## WORK TO BE COMPLETED
Identify all lines of the data containing the string "styles" and copy them.

## PROVIDED MATERIAL
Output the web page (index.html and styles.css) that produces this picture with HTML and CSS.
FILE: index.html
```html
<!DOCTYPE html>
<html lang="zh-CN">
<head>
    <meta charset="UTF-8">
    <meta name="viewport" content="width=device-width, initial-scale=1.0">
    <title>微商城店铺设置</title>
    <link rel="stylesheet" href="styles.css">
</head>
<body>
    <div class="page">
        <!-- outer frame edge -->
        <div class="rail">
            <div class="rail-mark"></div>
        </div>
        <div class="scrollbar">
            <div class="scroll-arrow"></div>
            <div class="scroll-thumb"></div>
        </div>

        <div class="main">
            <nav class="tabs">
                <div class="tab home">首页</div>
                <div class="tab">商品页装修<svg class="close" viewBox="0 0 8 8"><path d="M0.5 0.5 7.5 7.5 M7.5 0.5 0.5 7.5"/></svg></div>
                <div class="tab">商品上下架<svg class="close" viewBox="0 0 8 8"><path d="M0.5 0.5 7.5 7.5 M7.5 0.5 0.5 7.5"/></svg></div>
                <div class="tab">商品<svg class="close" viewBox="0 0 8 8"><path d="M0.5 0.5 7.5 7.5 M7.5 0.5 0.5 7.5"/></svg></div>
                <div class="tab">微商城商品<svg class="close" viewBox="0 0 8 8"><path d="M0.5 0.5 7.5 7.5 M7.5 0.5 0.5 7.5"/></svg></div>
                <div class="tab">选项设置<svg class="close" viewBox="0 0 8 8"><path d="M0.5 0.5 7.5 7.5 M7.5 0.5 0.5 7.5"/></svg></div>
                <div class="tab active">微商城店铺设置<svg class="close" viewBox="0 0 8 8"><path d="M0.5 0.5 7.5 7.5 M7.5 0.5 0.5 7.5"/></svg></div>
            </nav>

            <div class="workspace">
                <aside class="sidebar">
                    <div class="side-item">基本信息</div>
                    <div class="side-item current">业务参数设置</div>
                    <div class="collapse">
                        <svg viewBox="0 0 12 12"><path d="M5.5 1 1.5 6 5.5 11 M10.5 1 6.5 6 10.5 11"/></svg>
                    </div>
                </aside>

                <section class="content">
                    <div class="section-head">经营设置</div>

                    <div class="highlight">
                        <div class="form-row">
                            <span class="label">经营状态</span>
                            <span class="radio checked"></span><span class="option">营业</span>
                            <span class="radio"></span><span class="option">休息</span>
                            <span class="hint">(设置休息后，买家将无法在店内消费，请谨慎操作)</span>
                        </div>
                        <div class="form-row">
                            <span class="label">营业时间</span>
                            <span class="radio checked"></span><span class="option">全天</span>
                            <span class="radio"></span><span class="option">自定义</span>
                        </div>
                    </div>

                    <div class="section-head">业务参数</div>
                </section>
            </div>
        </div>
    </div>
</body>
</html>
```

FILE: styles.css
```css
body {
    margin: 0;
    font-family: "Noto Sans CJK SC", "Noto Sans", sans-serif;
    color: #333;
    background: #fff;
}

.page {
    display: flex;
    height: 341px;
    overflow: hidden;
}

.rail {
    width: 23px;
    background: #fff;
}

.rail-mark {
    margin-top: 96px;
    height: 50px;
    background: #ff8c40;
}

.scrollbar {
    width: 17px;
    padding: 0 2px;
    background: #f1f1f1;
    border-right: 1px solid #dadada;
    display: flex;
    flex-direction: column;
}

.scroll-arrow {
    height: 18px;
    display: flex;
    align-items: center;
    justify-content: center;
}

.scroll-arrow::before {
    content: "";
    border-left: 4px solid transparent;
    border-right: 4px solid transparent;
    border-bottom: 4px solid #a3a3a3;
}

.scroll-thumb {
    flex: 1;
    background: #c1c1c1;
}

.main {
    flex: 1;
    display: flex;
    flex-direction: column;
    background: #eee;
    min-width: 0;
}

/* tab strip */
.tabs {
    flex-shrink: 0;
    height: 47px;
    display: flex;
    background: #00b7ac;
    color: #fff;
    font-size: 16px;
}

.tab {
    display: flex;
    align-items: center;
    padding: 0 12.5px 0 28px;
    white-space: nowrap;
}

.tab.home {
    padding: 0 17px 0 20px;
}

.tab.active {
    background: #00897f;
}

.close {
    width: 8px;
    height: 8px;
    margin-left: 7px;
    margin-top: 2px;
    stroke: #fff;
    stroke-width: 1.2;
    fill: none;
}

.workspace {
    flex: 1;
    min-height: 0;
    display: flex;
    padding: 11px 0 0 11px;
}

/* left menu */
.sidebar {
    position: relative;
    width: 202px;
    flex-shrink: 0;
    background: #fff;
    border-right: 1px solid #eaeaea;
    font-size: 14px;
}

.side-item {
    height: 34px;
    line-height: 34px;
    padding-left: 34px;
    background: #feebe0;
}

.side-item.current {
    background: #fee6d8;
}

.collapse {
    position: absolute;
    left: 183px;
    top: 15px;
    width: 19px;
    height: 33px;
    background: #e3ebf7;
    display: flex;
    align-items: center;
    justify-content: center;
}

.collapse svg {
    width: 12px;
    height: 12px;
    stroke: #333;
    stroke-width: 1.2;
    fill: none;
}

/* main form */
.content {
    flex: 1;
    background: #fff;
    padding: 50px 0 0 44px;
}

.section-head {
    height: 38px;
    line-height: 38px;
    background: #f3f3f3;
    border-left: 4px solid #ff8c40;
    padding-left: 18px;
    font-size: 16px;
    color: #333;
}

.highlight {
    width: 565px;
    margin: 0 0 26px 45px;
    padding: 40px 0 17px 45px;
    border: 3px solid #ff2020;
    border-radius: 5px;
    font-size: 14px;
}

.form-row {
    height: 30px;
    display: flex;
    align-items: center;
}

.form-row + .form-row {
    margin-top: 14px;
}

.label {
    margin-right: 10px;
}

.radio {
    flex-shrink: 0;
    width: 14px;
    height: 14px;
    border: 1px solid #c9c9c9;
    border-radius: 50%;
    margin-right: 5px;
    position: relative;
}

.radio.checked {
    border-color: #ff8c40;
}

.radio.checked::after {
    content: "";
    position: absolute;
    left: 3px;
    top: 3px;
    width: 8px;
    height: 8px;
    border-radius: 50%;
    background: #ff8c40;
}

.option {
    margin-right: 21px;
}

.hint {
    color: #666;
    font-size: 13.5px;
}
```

## RESULT FOR THIS TASK
Output the web page (index.html and styles.css) that produces this picture with HTML and CSS.
    <link rel="stylesheet" href="styles.css">
FILE: styles.css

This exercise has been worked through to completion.